Created attachment 242568 [details] Patch for ffmpeg This is default on pretty much all other distros and it's been working fine for years so just enable it by default on aarch64 and amd64.
Do you see a statistical difference? For decoding try "ffmpeg -i foo.mp4 -benchmark -f null -" in a loop then filter the results by ministat(1). For encoding I'm not sure which *builtin* codec(s) to test i.e., ffmpeg uses "-c:v libx264" and "-c:a libvorbis" by default which are external (annotated by "lib" prefix) thus won't benefit from LTO in ffmpeg.
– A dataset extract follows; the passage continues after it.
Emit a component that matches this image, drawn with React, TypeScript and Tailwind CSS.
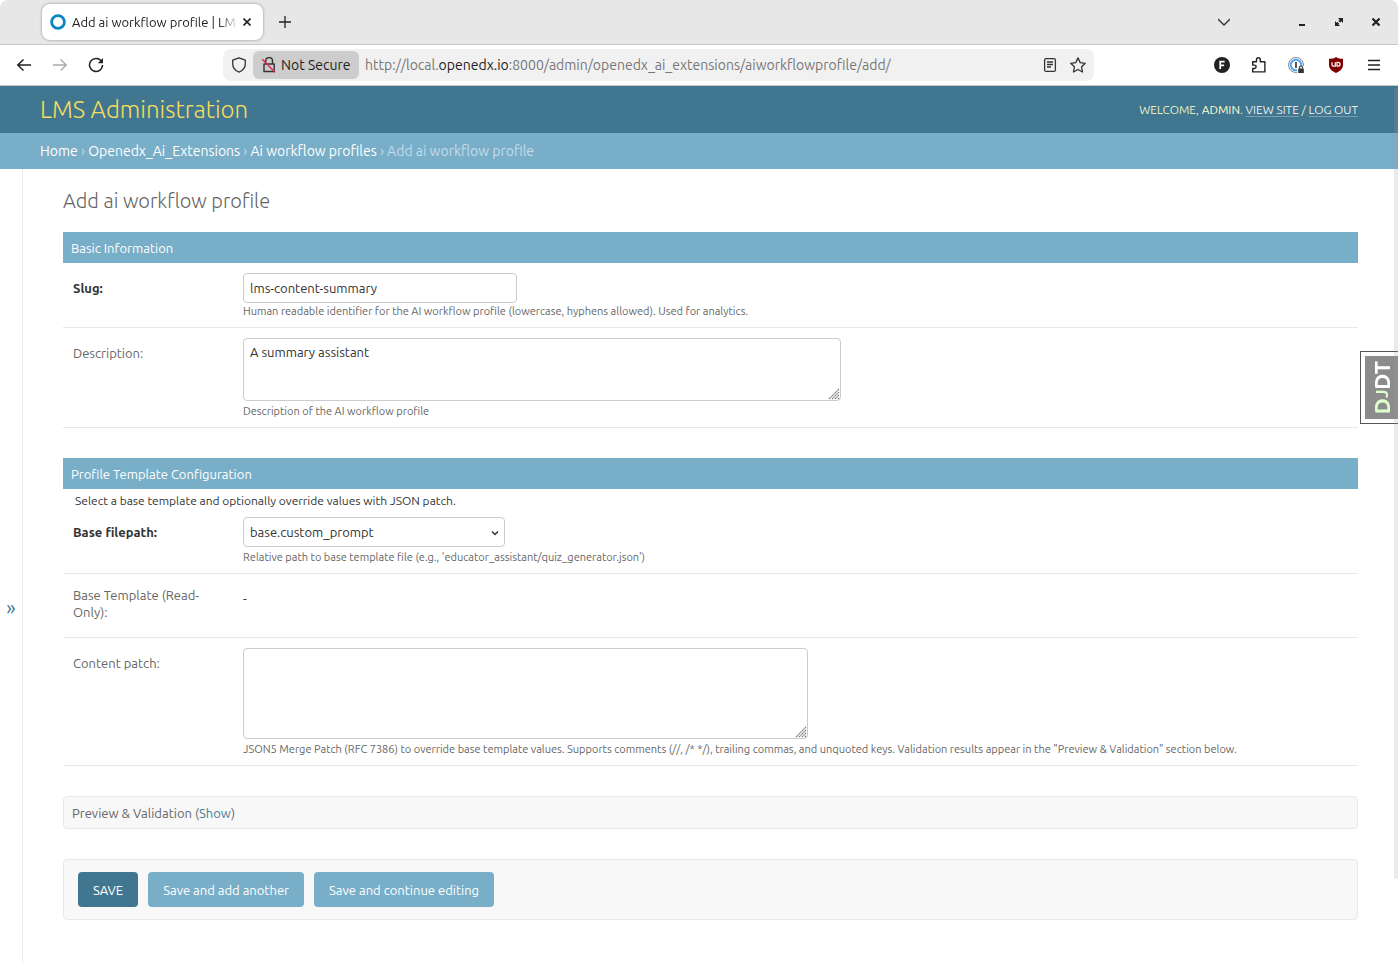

If LTO has placebo benefit then the port option should be removed in favor of WITH_LTO via Mk/Features/lto.mk e.g., to reduce maintenance. LTO isn't safe with mixed alignment (e.g., in dav1d) or mixed toolchain (LLVM bitcode vs. GCC GIMPLE when using static libraries) but I didn't notice issues when dogfooding LTO in ffmpeg. Examples documenting statistical difference: - ports d4e1f93dbb3a (svt-av1) - ports 32c2b95c682e (libjxl) - ports 501e1ed88f97 (foot) However, ports 55006395d27c (mesa-devel) and ports 6ec985b72d58 (firefox) relied on upstream benchmarks.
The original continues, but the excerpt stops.